I've noted before the difficulty of comparing how hard law school is to grad school in the first year. In ways, yes, it is comparing apples to oranges. The format of the tests, substance between the courses, and teaching styles differ between law school and grad school making a valid comparison difficult. I think learning kinetics and thermodynamics is harder than learning the Erie Doctrine or covenants and easements. However, grad school softens the blow by giving students homework problems and answers so students can gauge how they are doing. In law school, there is rarely any homework making it quite easy to fool oneself into thinking one knows a subject without that crucial feedback that homework can give.
However, I had enrolled in a class that was remarkably similar to law school in the class format: minimal teaching and no homework. We didn't even have a textbook for Christ's sake! This class gives a good indication how difficult grad school can be compared to law school.
Notice I used the word 'enrolled' and not 'took.' For me to say I 'took' the course would imply that I finished the course and received credit for it. I did not. Within 6 weeks, I dropped that motherfucker as fast as I could.
The course I had enrolled in was inorganic chemistry. I didn't do that great in it in undergrad so I was hesitant taking it in grad school. All throughout the time I was in that class, I had an uneasy feeling. The professor was a newly hired faculty member. No one had any idea what his tests were like, and he sure as hell wasn't tipping his hand of what his tests would be like.
After I took a test in that class, I knew I had done poorly, but not a "28" bad! (Yes, that was a 28/100). I almost shit a brick. I was stunned. The whole class did poorly.
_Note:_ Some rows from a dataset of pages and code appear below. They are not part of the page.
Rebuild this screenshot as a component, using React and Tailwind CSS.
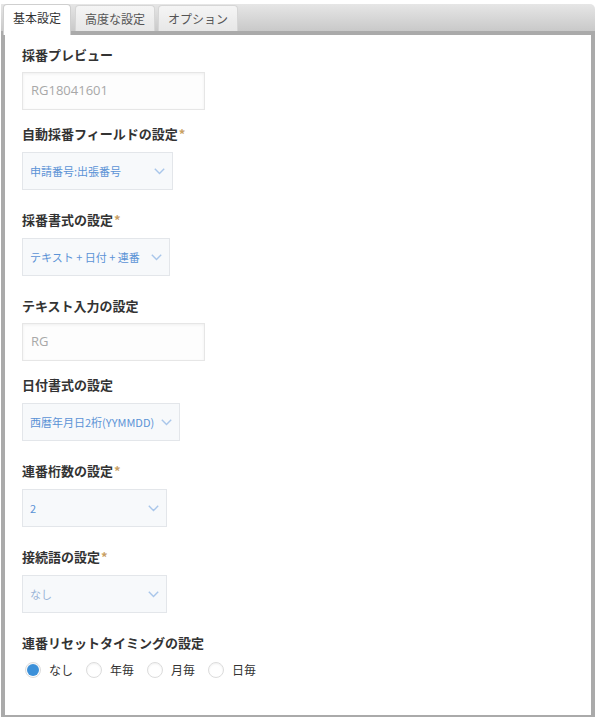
import { useState } from "react";

const Chevron = () => (
  <svg width="11" height="7" viewBox="0 0 11 7" fill="none" className="shrink-0">
    <path d="M0.8 0.8 L5.5 5.6 L10.2 0.8" stroke="#a9c6ea" strokeWidth="1.4" />
  </svg>
);

const Label = ({ text, required, gap = "mb-[7px]" }) => (
  <div className={`text-[13px] leading-[20px] font-bold text-[#333] ${gap}`}>
    {text}
    {required && <span className="text-[#c9a063] ml-[1px]">*</span>}
  </div>
);

const TextBox = ({ value }) => (
  <div className="w-[183px] h-[38px] border border-[#e6e6e6] bg-[#fdfdfd] shadow-[inset_0_1px_3px_rgba(0,0,0,0.06)] flex items-center pl-[8px] text-[13px] text-[#a8a8a8] font-['Open_Sans',sans-serif]">
    {value}
  </div>
);

const SelectBox = ({ value, width, muted }) => (
  <div
    className={`h-[38px] border border-[#e3e6ea] bg-[#f7f9fb] flex items-center justify-between pl-[7px] pr-[7px] text-[11px] whitespace-nowrap ${muted ? "text-[#9ab4d8]" : "text-[#5b93d6]"}`}
    style={{ width }}
  >
    <span>{value}</span>
    <Chevron />
  </div>
);

const tabs = ["基本設定", "高度な設定", "オプション"];
const resets = ["なし", "年毎", "月毎", "日毎"];

const App = () => {
  const [active, setActive] = useState(0);
  const [reset, setReset] = useState(0);

  return (
    <div className="w-[597px] h-[717px] bg-white pt-[4px] font-['Noto_Sans_CJK_JP',sans-serif]">
      <div className="ml-[1px] w-[594px]">
        <div className="h-[31px] flex items-end gap-[3px] pl-[2px] rounded-tr-[5px] bg-gradient-to-b from-[#e6e6e6] to-[#c9c9c9] border-b-4 border-[#aaa]">
          {tabs.map((t, i) =>
            i === active ? (
              <button
                key={t}
                onClick={() => setActive(i)}
                className="relative z-10 mb-[-4px] h-[31px] px-[9px] mr-[1px] bg-white border border-b-0 border-[#cfcfcf] rounded-t-[4px] text-[12px] text-[#333] leading-none pb-[4px]"
              >
                {t}
              </button>
            ) : (
              <button
                key={t}
                onClick={() => setActive(i)}
                className="h-[26px] px-[9px] bg-gradient-to-b from-[#f5f5f5] to-[#e7e7e7] border border-b-0 border-[#d6d6d6] rounded-t-[4px] text-[12px] text-[#555] leading-none"
              >
                {t}
              </button>
            )
          )}
        </div>
        <div className="h-[684px] border-x-4 border-b-4 border-[#aaa] rounded-b-[2px] pt-[10px] pl-[17px]">
          <Label text="採番プレビュー" />
          <TextBox value="RG18041601" />

          <div className="mt-[14px]">
            <Label text="自動採番フィールドの設定" required gap="mb-[8px]" />
            <SelectBox value="申請番号:出張番号" width={151} />
          </div>

          <div className="mt-[20px]">
            <Label text="採番書式の設定" required gap="mb-[8px]" />
            <SelectBox value="テキスト + 日付 + 連番" width={148} />
          </div>

          <div className="mt-[20px]">
            <Label text="テキスト入力の設定" />
            <TextBox value="RG" />
          </div>

          <div className="mt-[14px]">
            <Label text="日付書式の設定" gap="mb-[8px]" />
            <SelectBox value="西暦年月日2桁(YYMMDD)" width={158} />
          </div>

          <div className="mt-[20px]">
            <Label text="連番桁数の設定" required gap="mb-[8px]" />
            <SelectBox value="2" width={145} />
          </div>

          <div className="mt-[20px]">
            <Label text="接続語の設定" required gap="mb-[8px]" />
            <SelectBox value="なし" width={145} muted />
          </div>

          <div className="mt-[20px]">
            <div className="text-[13px] leading-[20px] font-bold text-[#333]">連番リセットタイミングの設定</div>
            <div className="flex items-center mt-[9px] ml-[3px]">
              {resets.map((r, i) => (
                <label key={r} className="flex items-center mr-[13px] cursor-pointer" onClick={() => setReset(i)}>
                  <span className="w-[16px] h-[16px] rounded-full border border-[#dcdcdc] bg-white shadow-[inset_0_1px_2px_rgba(0,0,0,0.06)] flex items-center justify-center">
                    {reset === i && <span className="w-[12px] h-[12px] rounded-full bg-[#3b90d9]" />}
                  </span>
                  <span className="ml-[8px] text-[12px] leading-[16px] text-[#333]">{r}</span>
                </label>
              ))}
            </div>
          </div>
        </div>
      </div>
    </div>
  );
};

export default App;
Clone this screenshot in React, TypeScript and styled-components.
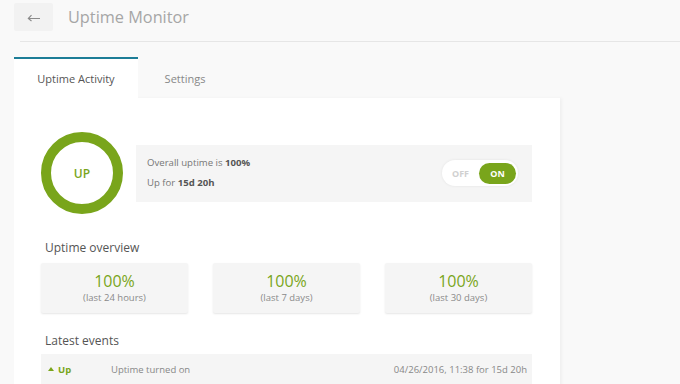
import React from "react";
import styled, { createGlobalStyle } from "styled-components";

const GREEN = "#79a51b";
const TEAL = "#1d7d97";

const GlobalStyle = createGlobalStyle`
  html, body {
    margin: 0;
    padding: 0;
    background: #f9f9f9;
    font-family: "Open Sans", "Liberation Sans", sans-serif;
    color: #666;
  }
  * {
    box-sizing: border-box;
  }
`;

const S = {
  Page: styled.div`
    width: 680px;
    height: 384px;
    overflow: hidden;
  `,
  Header: styled.div`
    display: flex;
    align-items: center;
    gap: 15px;
    height: 41px;
    padding: 3px 0 10px 14px;
  `,
  BackButton: styled.button`
    width: 39px;
    height: 28px;
    border: none;
    border-radius: 2px;
    background: #f2f2f2;
    display: flex;
    align-items: center;
    justify-content: center;
    padding: 0;
    cursor: pointer;
  `,
  Title: styled.h1`
    margin: 0;
    font-size: 16.3px;
    font-weight: 400;
    color: #a6a6a6;
  `,
  Divider: styled.div`
    height: 1px;
    margin-left: 20px;
    background: #e6e6e6;
  `,
  Tabs: styled.div`
    display: flex;
    margin: 15px 0 0 14px;
  `,
  Tab: styled.div<{ $active?: boolean; $width: number }>`
    width: ${(p) => p.$width}px;
    height: 41px;
    display: flex;
    align-items: center;
    justify-content: center;
    font-size: 11px;
    color: ${(p) => (p.$active ? "#555" : "#888")};
    background: ${(p) => (p.$active ? "#fff" : "transparent")};
    border-top: 2px solid ${(p) => (p.$active ? TEAL : "transparent")};
  `,
  Card: styled.div`
    width: 546px;
    margin-left: 14px;
    background: #fff;
    padding: 34px 28px 0 27px;
    min-height: 300px;
    box-shadow: 2px 0 3px rgba(0, 0, 0, 0.04);
  `,
  StatusRow: styled.div`
    display: flex;
    align-items: center;
    gap: 13px;
  `,
  Ring: styled.div`
    width: 82px;
    height: 82px;
    border-radius: 50%;
    border: 10px solid ${GREEN};
    display: flex;
    align-items: center;
    justify-content: center;
    color: ${GREEN};
    font-size: 12px;
    font-weight: 600;
    flex-shrink: 0;
  `,
  InfoBox: styled.div`
    flex: 1;
    height: 57px;
    background: #f5f5f5;
    display: flex;
    align-items: center;
    justify-content: space-between;
    padding: 0 14px 0 11px;
  `,
  InfoText: styled.div`
    font-size: 9.6px;
    color: #777;
    line-height: 20px;
    b {
      color: #555;
      font-weight: 700;
    }
  `,
  Toggle: styled.div`
    width: 76px;
    height: 26px;
    border-radius: 13px;
    background: #fff;
    box-shadow: 0 0 3px rgba(0, 0, 0, 0.08);
    display: flex;
    align-items: center;
    padding: 0 2px 0 0;
    font-size: 9px;
    font-weight: 700;
  `,
  ToggleOff: styled.span`
    flex: 1;
    text-align: center;
    color: #d0d0d0;
  `,
  ToggleOn: styled.span`
    width: 37px;
    height: 21px;
    border-radius: 11px;
    background: ${GREEN};
    color: #fff;
    display: flex;
    align-items: center;
    justify-content: center;
  `,
  SectionTitle: styled.h2<{ $top: number; $bottom: number }>`
    margin: ${(p) => p.$top}px 0 ${(p) => p.$bottom}px 4px;
    font-size: 12px;
    font-weight: 400;
    color: #555;
    line-height: 16px;
  `,
  StatGrid: styled.div`
    display: grid;
    grid-template-columns: repeat(3, 147px);
    justify-content: space-between;
  `,
  StatCard: styled.div`
    height: 50px;
    background: #f5f5f5;
    border-radius: 2px;
    box-shadow: 0 1px 2px rgba(0, 0, 0, 0.1);
    display: flex;
    flex-direction: column;
    align-items: center;
    justify-content: center;
  `,
  StatValue: styled.div`
    font-size: 16px;
    color: ${GREEN};
    line-height: 20px;
  `,
  StatLabel: styled.div`
    font-size: 9.5px;
    color: #8a8a8a;
    line-height: 14px;
  `,
  EventRow: styled.div`
    height: 30px;
    background: #f5f5f5;
    display: flex;
    align-items: center;
    padding: 0 5px 0 7px;
    font-size: 9.5px;
    color: #888;
  `,
  EventStatus: styled.span`
    width: 63px;
    color: ${GREEN};
    font-weight: 700;
    display: flex;
    align-items: center;
    gap: 4px;
  `,
  EventText: styled.span`
    flex: 1;
  `,
};

const stats = [
  { value: "100%", label: "(last 24 hours)" },
  { value: "100%", label: "(last 7 days)" },
  { value: "100%", label: "(last 30 days)" },
];

const App = () => {
  return (
    <S.Page>
      <GlobalStyle />
      <S.Header>
        <S.BackButton>
          <svg width="14" height="10" viewBox="0 0 14 10" fill="none" stroke="#8a8a8a" strokeWidth="1.1">
            <path d="M13 6.5H1.5M4.5 3.2L1.3 6.5L4.5 9" />
          </svg>
        </S.BackButton>
        <S.Title>Uptime Monitor</S.Title>
      </S.Header>
      <S.Divider />
      <S.Tabs>
        <S.Tab $active $width={124}>Uptime Activity</S.Tab>
        <S.Tab $width={94}>Settings</S.Tab>
      </S.Tabs>
      <S.Card>
        <S.StatusRow>
          <S.Ring>UP</S.Ring>
          <S.InfoBox>
            <S.InfoText>
              <div>
                Overall uptime is <b>100%</b>
              </div>
              <div>
                Up for <b>15d 20h</b>
              </div>
            </S.InfoText>
            <S.Toggle>
              <S.ToggleOff>OFF</S.ToggleOff>
              <S.ToggleOn>ON</S.ToggleOn>
            </S.Toggle>
          </S.InfoBox>
        </S.StatusRow>
        <S.SectionTitle $top={26} $bottom={7}>Uptime overview</S.SectionTitle>
        <S.StatGrid>
          {stats.map((s) => (
            <S.StatCard key={s.label}>
              <S.StatValue>{s.value}</S.StatValue>
              <S.StatLabel>{s.label}</S.StatLabel>
            </S.StatCard>
          ))}
        </S.StatGrid>
        <S.SectionTitle $top={20} $bottom={5}>Latest events</S.SectionTitle>
        <S.EventRow>
          <S.EventStatus>
            <svg width="6" height="4" viewBox="0 0 6 4">
              <path d="M0 4L3 0L6 4Z" fill={GREEN} />
            </svg>
            Up
          </S.EventStatus>
          <S.EventText>Uptime turned on</S.EventText>
          <span>04/26/2016, 11:38 for 15d 20h</span>
        </S.EventRow>
      </S.Card>
    </S.Page>
  );
};

export default App;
We sat in quiet disbelief. I kept thinking "What happened? How could I have done better?" I had already taken tests in physical chemistry and physical organic chemistry. If one took the grades in my tests in those classes and divided by 3, I still would have done better than in inorganic chemistry.
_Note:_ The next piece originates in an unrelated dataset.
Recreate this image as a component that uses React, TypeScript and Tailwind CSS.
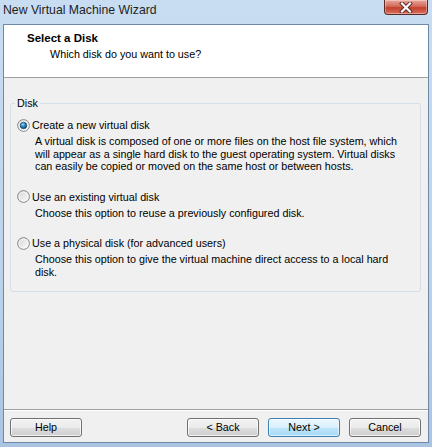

I then thought "Is there a problem with me, or is there a problem with the professor?" At the risk of sounding self-centered and having an exaggerated sense of self-worth, I had to say it was the inorganic professor and his course and not me. This course was an elective for me, but there were others who had to take inorganic because they didn't do well on the competency tests during orientation. If someone didn't pass the competency test in a subject area, that person had to take a course in that subject area. Many students didn't pass the inorganic subject test and so had to take inorganic. They were stuck in that course, couldn't drop it and were shit out of luck.
I wasn't. The next day, I dropped that course. The graduate school director confronted me about dropping that class a couple of months later. He was mad, for what, I don't know. This was a tip-off of things to come in grad school. It was one of those warnings I didn't heed.
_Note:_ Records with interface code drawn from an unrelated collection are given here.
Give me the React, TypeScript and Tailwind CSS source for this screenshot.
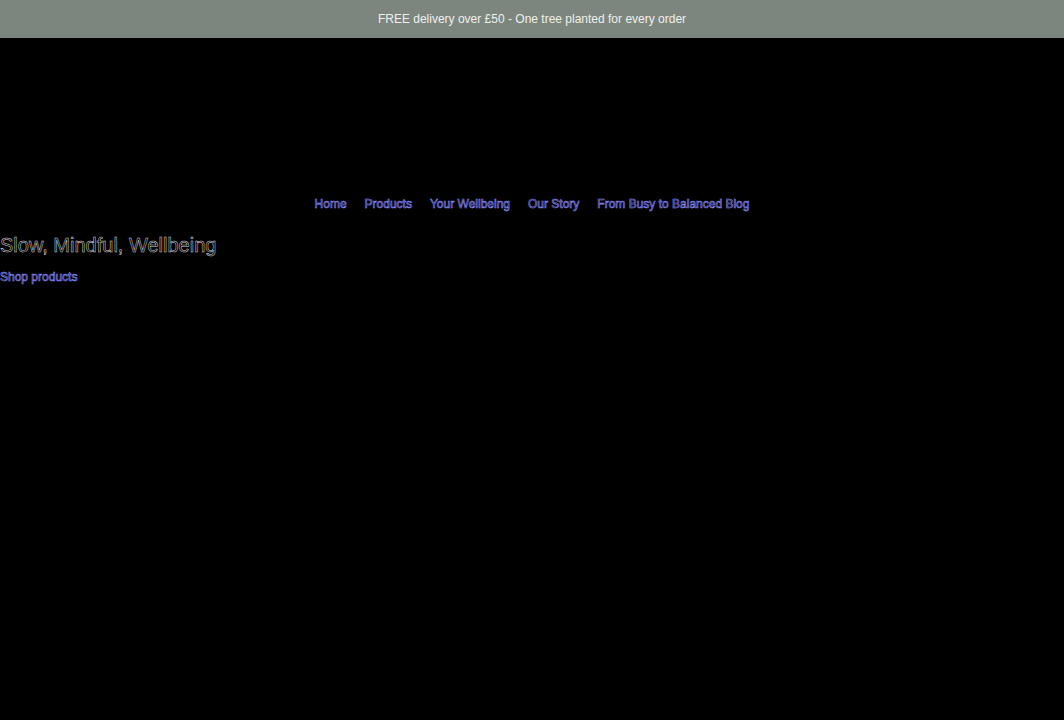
const NAV = ["Home", "Products", "Your Wellbeing", "Our Story", "From Busy to Balanced Blog"];

export default function App() {
  return (
    <div className="min-h-[720px] bg-black font-['Liberation_Sans',Arial,sans-serif]">
      {/* Announcement bar */}
      <div className="flex h-[38px] items-center justify-center bg-[#7d867e] text-[12px] text-[#eef0ec]">
        FREE delivery over £50 - One tree planted for every order
      </div>

      {/* Header spacer + nav */}
      <nav className="flex justify-center gap-[18px] pt-[158px] text-[12px] leading-4">
        {NAV.map((item) => (
          <a
            key={item}
            href="#"
            className="text-transparent [-webkit-text-stroke:0.6px_#8c8cff]"
          >
            {item}
          </a>
        ))}
      </nav>

      {/* Hero */}
      <h1 className="mt-[21px] text-[20px] leading-6 text-transparent [-webkit-text-stroke:0.5px_#d8d8d8]">
        Slow, Mindful, Wellbeing
      </h1>
      <a
        href="#"
        className="mt-[12px] block text-[12px] leading-4 text-transparent [-webkit-text-stroke:0.6px_#8c8cff]"
      >
        Shop products
      </a>
    </div>
  );
}
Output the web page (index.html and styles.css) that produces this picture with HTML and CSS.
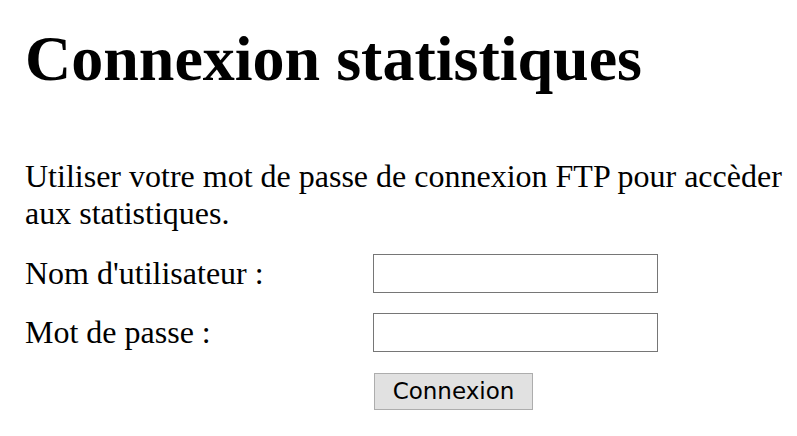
FILE: index.html
```html
<!DOCTYPE html>
<html lang="fr">
<head>
  <meta charset="UTF-8">
  <title>Connexion statistiques</title>
  <link rel="stylesheet" href="styles.css">
</head>
<body>

  <h1>Connexion statistiques</h1>

  <p class="intro">Utiliser votre mot de passe de connexion FTP pour accèder aux statistiques.</p>

  <form class="login" method="post" action="">
    <label for="user">Nom d'utilisateur :</label>
    <input type="text" id="user" name="user">

    <label for="pass">Mot de passe :</label>
    <input type="password" id="pass" name="pass">

    <span></span>
    <div><button type="submit">Connexion</button></div>
  </form>

</body>
</html>
```

FILE: styles.css
```css
body {
  margin: 0;
  padding: 0 4px 0 25px;
  background: #fff;
  color: #000;
  font-family: "Liberation Serif", "Times New Roman", serif;
  font-size: 32px;
  line-height: 37px;
}
h1 {
  font-size: 64px;
  font-weight: bold;
  margin: 22px 0 62px;
  line-height: 74px;
}
.intro {
  margin: 0 0 22px;
}
.login {
  display: grid;
  grid-template-columns: 348px 285px;
  row-gap: 20px;
  align-items: center;
}
.login input {
  box-sizing: border-box;
  width: 285px;
  height: 39px;
  margin: 0;
  border: 1px solid #767676;
  font-size: 20px;
  padding: 2px 4px;
}
button {
  box-sizing: border-box;
  width: 159px;
  height: 37px;
  margin: 1px 0 0 1px;
  padding: 0;
  background: #e1e1e1;
  border: 1px solid #adadad;
  color: #000;
  font-family: "DejaVu Sans", Verdana, sans-serif;
  font-size: 23px;
  line-height: 35px;
  vertical-align: top;
}
```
I still resent the shoddy, half-assed educational skills that inorganic professor had. His class was why over a third of my class ended up on academic probation. This guy is now a full professor at State. Universities often receive criticism for crappy emphasis they place on teaching at the expense of research. Professors at research universities have notorious reputations for their poor teaching abilities.
This inorganic professor ranks as one of the worst educators in my academic career.
So, the moral of the story is that if done poorly enough, a chemistry course in grad school can be much more difficult than a course in law school. A chemistry professor can play 'hide the ball' much better than a law school professor. Fortunately, most courses in grad school were not that awful.